Netflix’s teen LGBTQ+ drama arrived last year as a fountain of happiness and romance that made it an instant smash hit with a dedicated fan base. It’s the kind of series that is easy to love, with sweetness exploding out of every scene without overwhelming you. It represents a world in which queer kids’ stories are taken seriously and given as much weight as their straight and cisgender peers. And if you didn’t feel the love between its effervescent young leads, there are doodles of stars and sparks on screen to help you. 

Season 2 of “Heartstopper” (streaming Thursday, ★★★½ out of four) recaptures that feeling of queer joy, but with just a touch more introspection and thoughtfulness. Among the exuberant emoting of British teens Charlie (Joe Locke) and Nick (Kit Connor) and their friends, there are quieter moments of contemplation, a contrast to Season 1, as the kids work through challenges in their personal lives and the greater world. Life isn’t always smooth sailing for adolescents, especially queer teens, and the new season acknowledges that struggle. But it remains fantastical and aspirational, which is the key to its success. 

Corrina Brown as Tara and Kizzy Edgell as Darcy in "Heartstopper" Season 2.

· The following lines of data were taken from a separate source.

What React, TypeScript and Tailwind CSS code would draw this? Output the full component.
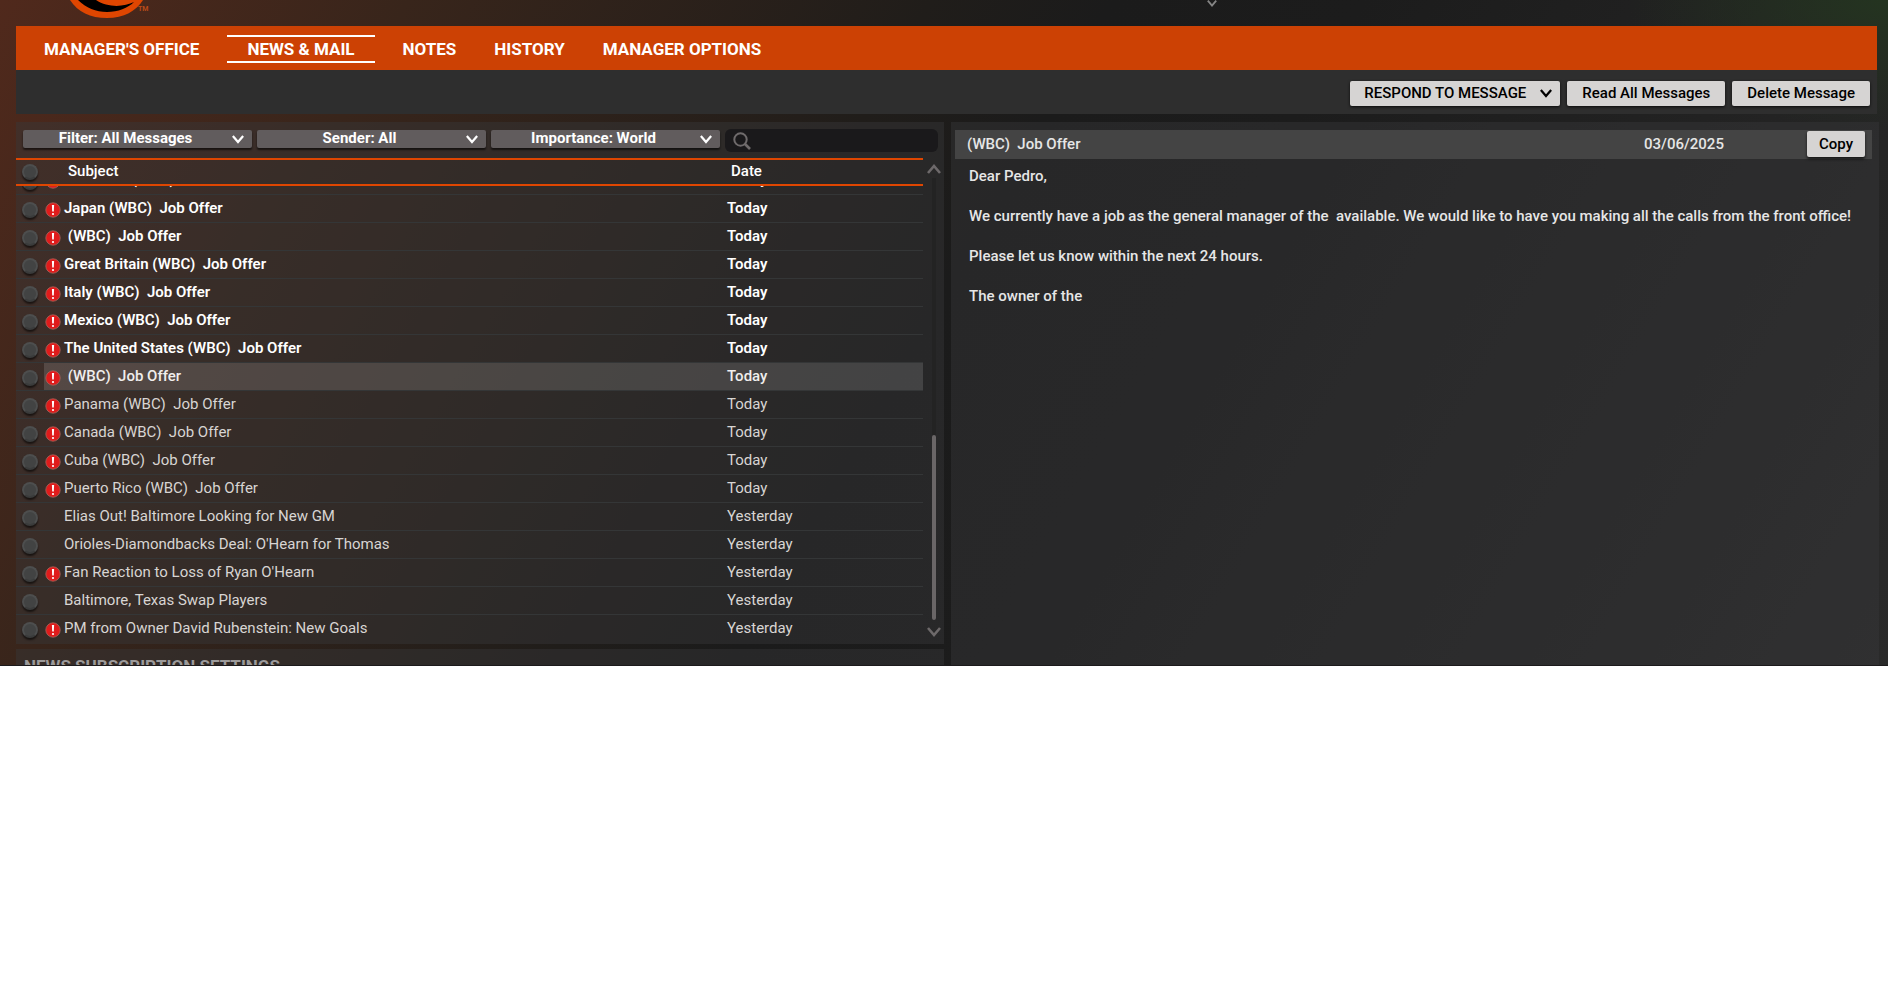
import type { ReactNode } from 'react';

type RowState = 'unread' | 'selected' | 'read';

interface Message {
  subject: string;
  date: string;
  state: RowState;
  urgent: boolean;
}

const messages: Message[] = [
  { subject: 'Japan (WBC)  Job Offer', date: 'Today', state: 'unread', urgent: true },
  { subject: ' (WBC)  Job Offer', date: 'Today', state: 'unread', urgent: true },
  { subject: 'Great Britain (WBC)  Job Offer', date: 'Today', state: 'unread', urgent: true },
  { subject: 'Italy (WBC)  Job Offer', date: 'Today', state: 'unread', urgent: true },
  { subject: 'Mexico (WBC)  Job Offer', date: 'Today', state: 'unread', urgent: true },
  { subject: 'The United States (WBC)  Job Offer', date: 'Today', state: 'unread', urgent: true },
  { subject: ' (WBC)  Job Offer', date: 'Today', state: 'selected', urgent: true },
  { subject: 'Panama (WBC)  Job Offer', date: 'Today', state: 'read', urgent: true },
  { subject: 'Canada (WBC)  Job Offer', date: 'Today', state: 'read', urgent: true },
  { subject: 'Cuba (WBC)  Job Offer', date: 'Today', state: 'read', urgent: true },
  { subject: 'Puerto Rico (WBC)  Job Offer', date: 'Today', state: 'read', urgent: true },
  { subject: 'Elias Out! Baltimore Looking for New GM', date: 'Yesterday', state: 'read', urgent: false },
  { subject: "Orioles-Diamondbacks Deal: O'Hearn for Thomas", date: 'Yesterday', state: 'read', urgent: false },
  { subject: "Fan Reaction to Loss of Ryan O'Hearn", date: 'Yesterday', state: 'read', urgent: true },
  { subject: 'Baltimore, Texas Swap Players', date: 'Yesterday', state: 'read', urgent: false },
  { subject: 'PM from Owner David Rubenstein: New Goals', date: 'Yesterday', state: 'read', urgent: true },
];

const textStyles: Record<RowState, string> = {
  unread: 'font-semibold text-white',
  selected: 'font-medium text-[#f0eeed]',
  read: 'font-normal text-[#d8d5d3]',
};

const tabs = ["MANAGER'S OFFICE", 'NEWS & MAIL', 'NOTES', 'HISTORY', 'MANAGER OPTIONS'];

function Chevron({ up = false, className = '' }: { up?: boolean; className?: string }) {
  return (
    <svg viewBox="0 0 14 10" className={className} fill="none" stroke="currentColor" strokeWidth="2.6" aria-hidden="true">
      <path d={up ? 'M1 9 L7 2 L13 9' : 'M1 1 L7 8 L13 1'} />
    </svg>
  );
}

function RoundCheck({ label }: { label: string }) {
  return (
    <input
      type="checkbox"
      aria-label={label}
      className="block size-4 shrink-0 appearance-none rounded-full border-2 border-[#4d4e4e] border-b-[#3a3b3b] bg-[#424343] shadow-[0_2px_2px_rgba(0,0,0,0.6)] checked:bg-[#cc4104]"
    />
  );
}

function Alert() {
  return (
    <svg viewBox="0 0 16 16" className="size-4 shrink-0" role="img" aria-label="Important">
      <circle cx="8" cy="8" r="7.2" fill="#e01b1b" stroke="#a8665c" strokeWidth="0.8" />
      <path d="M6.9 3 H9.1 L8.8 9.6 H7.2 Z" fill="#fff" />
      <circle cx="8" cy="12" r="1.1" fill="#fff" />
    </svg>
  );
}

/** Logo cut off by the top edge of the scrolled page. */
function TeamLogo() {
  return (
    <svg viewBox="0 0 84 18" className="h-[18px] w-[84px]" role="img" aria-label="Team logo">
      <path d="M2 0 C10 12 22 18 39 18 C56 18 68 11 75 0 Z" fill="#df4601" />
      <path d="M10 0 C18 8 28 12 39 12 C50 12 60 8 66 2 C56 7 40 8 28 0 Z" fill="#000" />
      <text x="70" y="11" fontSize="7" fontFamily="Roboto" fontWeight="700" fill="#b84b18">TM</text>
    </svg>
  );
}

function FilterButton({ children }: { children: ReactNode }) {
  return (
    <button
      type="button"
      className="flex h-[18px] flex-1 items-center rounded-xs bg-[#615c5d] pr-2 text-[15px] leading-4 font-bold text-white shadow-[0_2px_2px_rgba(0,0,0,0.6)]"
    >
      <span className="flex-1 pr-1 pb-[2px]">{children}</span>
      <Chevron className="h-[9px] w-3" />
    </button>
  );
}

function ActionButton({ children }: { children: ReactNode }) {
  return (
    <button
      type="button"
      className="flex h-[25px] items-center rounded-xs bg-[#d6d4d3] px-[15px] text-[15px] leading-5 font-medium whitespace-nowrap text-black shadow-[0_1px_3px_rgba(0,0,0,0.8)]"
    >
      {children}
    </button>
  );
}

function MessageTable() {
  return (
    <table className="min-w-0 flex-1 table-fixed border-collapse text-left text-[15px] leading-5">
      <thead>
        <tr className="h-[26px] border-y-2 border-[#df4601]">
          <th className="w-7 pl-[6px]"><RoundCheck label="Select all messages" /></th>
          <th className="pb-[2px] pl-6 font-medium text-white">Subject</th>
          <th className="w-[212px] pb-[2px] pl-5 font-medium text-white">Date</th>
        </tr>
      </thead>
      <tbody>
        {/* row scrolled under the header, only its lower edge shows */}
        <tr className="border-b border-[#343637]">
          <td className="pl-[6px]">
            <div className="flex h-2 items-end overflow-hidden pb-1"><RoundCheck label="Select message" /></div>
          </td>
          <td className="pl-px">
            <div className="flex h-2 items-end gap-[3px] overflow-hidden pb-[5px] font-semibold whitespace-pre text-white">
              <Alert />
              <span>Colombia (WBC)  Job Offer</span>
            </div>
          </td>
          <td className="pl-4">
            <div className="flex h-2 items-end overflow-hidden pb-[5px] font-semibold text-white">Today</div>
          </td>
        </tr>
        {messages.map((m, i) => {
          const fill = m.state === 'selected' ? 'bg-white/13' : '';
          return (
            <tr key={i} className="h-7 border-b border-[#343637] last:border-b-0">
              <td className="pt-[2px] pl-[6px]"><RoundCheck label={`Select ${m.subject.trim()}`} /></td>
              <td className={`pb-[2px] pl-px ${fill}`}>
                <div className={`flex h-5 items-center gap-[3px] whitespace-pre ${textStyles[m.state]}`}>
                  <span className="flex w-4 pt-1">{m.urgent && <Alert />}</span>
                  {m.subject}
                </div>
              </td>
              <td className={`pb-[2px] pl-4 ${fill} ${textStyles[m.state]}`}>{m.date}</td>
            </tr>
          );
        })}
      </tbody>
    </table>
  );
}

export default function App() {
  return (
    <div className="min-h-screen bg-white font-[Roboto,sans-serif]">
      <div className="flex h-[666px] flex-col overflow-hidden border-b border-[#1c1a1c] bg-[radial-gradient(ellipse_260px_130px_at_100%_0%,#243420,transparent),linear-gradient(120deg,#50291c_0%,#38251b_18%,#201d1a_41%,#1b1b1b_49%,#1c1c1c_60%,#242424_84%,#2a2a2a_100%)] pr-[9px] pl-4">
        <header className="flex h-[26px] items-start justify-between">
          <div className="pl-[52px]"><TeamLogo /></div>
          <Chevron className="mr-[661px] h-[7px] w-3 text-[#858585]" />
        </header>

        <nav className="mr-[2px] flex h-11 shrink-0 items-center bg-[#cc4104] pl-[9px] text-[17px] leading-6 font-bold text-white">
          {tabs.map((tab) => (
            <a
              key={tab}
              href="#"
              className={
                tab === 'NEWS & MAIL'
                  ? 'mx-[9px] mt-px border-y-2 border-white px-5'
                  : 'px-[19px] pt-px'
              }
            >
              {tab}
            </a>
          ))}
        </nav>

        <div className="mr-[2px] flex h-11 shrink-0 items-center justify-end gap-[7px] bg-[#2e2e2e] pt-[2px] pr-[7px]">
          <button
            type="button"
            className="flex h-[25px] items-center gap-[14px] rounded-xs bg-[#d6d4d3] pr-2 pl-[14px] text-[15px] leading-5 font-medium whitespace-nowrap text-black shadow-[0_1px_3px_rgba(0,0,0,0.8)]"
          >
            RESPOND TO MESSAGE
            <Chevron className="h-[9px] w-3" />
          </button>
          <ActionButton>Read All Messages</ActionButton>
          <ActionButton>Delete Message</ActionButton>
        </div>

        <main className="mt-2 grid min-h-0 flex-1 grid-cols-2 gap-[7px]">
          <div className="flex min-w-0 flex-col gap-[5px]">
            <section className="flex h-[522px] shrink-0 flex-col bg-[#38383a]/45">
              <div className="flex h-9 shrink-0 items-start gap-[5px] pt-2 pr-[6px] pl-[7px]">
                <FilterButton>Filter: All Messages</FilterButton>
                <FilterButton>Sender: All</FilterButton>
                <FilterButton>Importance: World</FilterButton>
                <label className="-mt-px flex h-[23px] w-[213px] items-center rounded-md bg-[#1a191b] pl-2 text-[#6f6b6c]">
                  <svg viewBox="0 0 18 18" className="size-[18px]" fill="none" stroke="currentColor" strokeWidth="2" aria-hidden="true">
                    <circle cx="7.5" cy="7.5" r="6.2" />
                    <path d="M12 12 L17 17" strokeWidth="2.6" />
                  </svg>
                  <input type="search" aria-label="Search messages" className="min-w-0 flex-1 bg-transparent px-2 text-[15px] text-white outline-none" />
                </label>
              </div>
              <div className="flex flex-1 items-start">
                <MessageTable />
                <div className="flex w-[21px] flex-col items-center self-stretch pt-[6px] pb-[7px] text-[#6d696a]">
                  <Chevron up className="h-[10px] w-[14px]" />
                  <div className="mt-1 mb-[7px] flex w-1 flex-1 flex-col justify-end bg-[#232323]">
                    <div className="h-[185px] rounded-full bg-[#6a6667]" />
                  </div>
                  <Chevron className="h-[10px] w-[14px]" />
                </div>
              </div>
            </section>
            <section className="flex-1 bg-[#38383a]/45 pt-[5px] pl-2">
              <h2 className="text-[17px] leading-6 font-bold text-[#9c9a9a]">NEWS SUBSCRIPTION SETTINGS</h2>
            </section>
          </div>

          <article className="min-w-0 bg-[#38383a]/45 pt-2 pr-[7px] pl-1 text-[15px] leading-5 font-medium text-[#e6e6e6]">
            <div className="flex h-[29px] items-start bg-[#444444] pt-px pr-[7px] pl-3 leading-[26px]">
              <h1 className="flex-1 whitespace-pre">(WBC)  Job Offer</h1>
              <time className="w-[163px]">03/06/2025</time>
              <button type="button" className="h-[26px] w-[58px] rounded-xs bg-[#d6d4d3] text-black shadow-[0_2px_3px_rgba(0,0,0,0.7)]">
                Copy
              </button>
            </div>
            <div className="flex flex-col gap-5 pt-[7px] pl-[14px] whitespace-pre">
              <p>Dear Pedro,</p>
              <p>We currently have a job as the general manager of the  available. We would like to have you making all the calls from the front office!</p>
              <p>Please let us know within the next 24 hours.</p>
              <p>The owner of the </p>
            </div>
          </article>
        </main>
      </div>
    </div>
  );
}
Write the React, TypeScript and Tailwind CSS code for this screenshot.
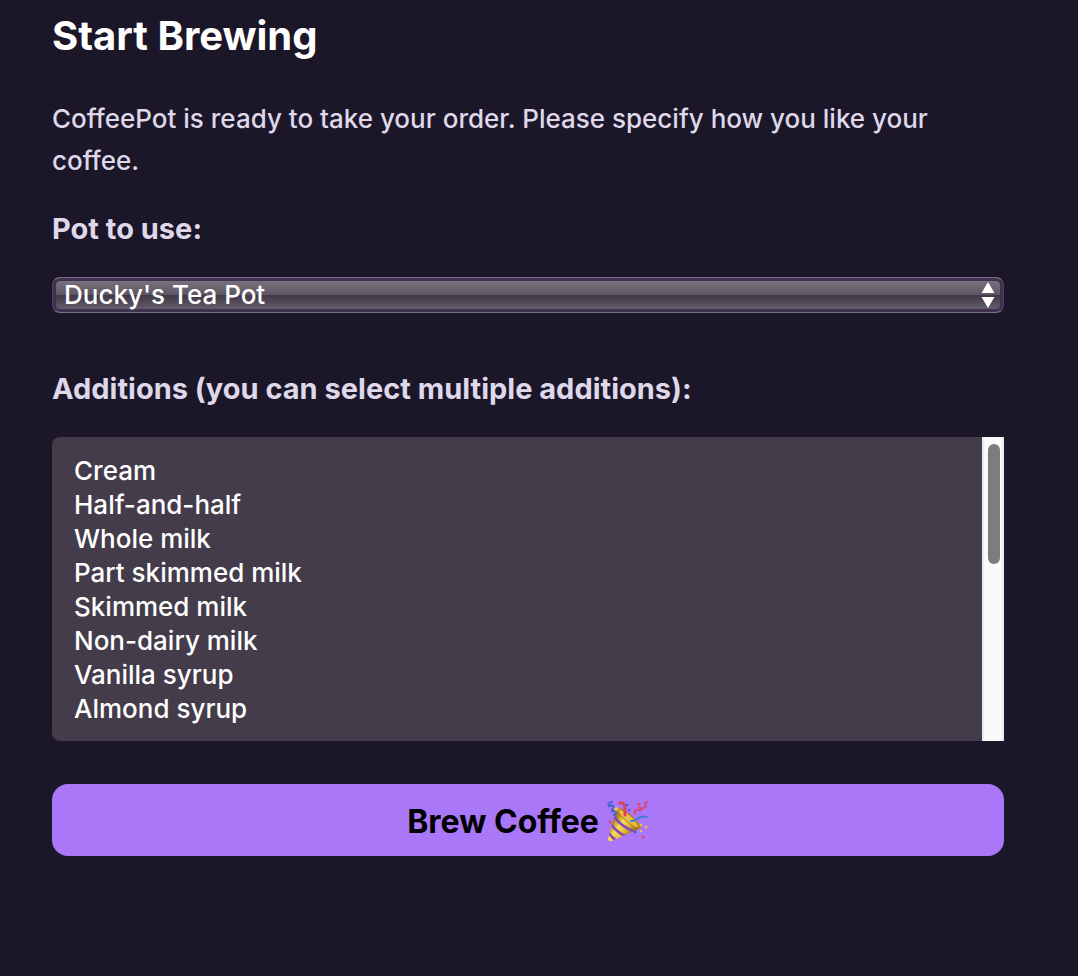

It doesn’t hurt that the series, adapted by Alice Oseman from her own graphic novels, is so well-crafted. The young actors are aces, the scripts are spritely and a jaunt to Paris gives the new season movement and a gorgeous new backdrop. The first season was a story of finding love, as Charlie and Nick met and fell for each other as Nick realized he was bisexual, Season 2 is a story of love sustained, and not just for our central couple. Their friends, including Tara (Corinna Brown), Darcy (Kizzy Edgell), Elle (Yasmin Finney) and Tao (Will Gao) are also learning that a relationship is more than just the spark of chemistry between two people. 

After bursting out of their love bubble and back into real life, Nick and Charlie have to figure out how to be a couple and relate to the rest of the world. Much of the new season focuses on Nick’s journey to coming out, which is circuitous and full of setbacks. At one point, he is so nervous to tell his “rugby mates” he’s bisexual that he falls ill and Charlie has to bring him to his mother (Olivia Colman, a delightful presence in any show). When some people in his life find out, it isn’t always a heartwarming moment. The nuance with which Oseman writes Nick’s story, and how Nick’s journey is both supported by Charlie and also a struggle for him, is remarkable. Coming-out narratives on TV have a history of tactless and cheesy storytelling, but “Heartstopper” doesn’t fall into any trope traps. 

Will Gao as Tao and Yasmin Finney as Elle in Season 2 of "Heartstopper."

Meanwhile, their friends have romantic foibles of their own. Tara and Darcy, seemingly the perfect couple, are emotionally distant. Tao and Elle can’t figure out how to bridge the gap between friendship and something more. The show’s funniest moments often come from the Tao and Elle storyline, in which two awkward kids try their hands at rom-com displays of affection and grownup feelings. It’s the kind of teen love story that makes you both say, “aww,” and enjoy no longer being 16. 

We live in a fraught and dangerous time for the queer community, as legislation is passed throughout the U.S. and the U.K., where “Heartstopper” is set, impeding the rights of this community. In 2022, when the series about two teen boys who fall madly in love premiered, it felt like a balm, a moment of queer joy amid some strife. In 2023, it feels like the most essential of representations.

Life can be hard for Nick and Charlie. But “Heartstopper” reminds us LGBTQ+ life can also be wonderful.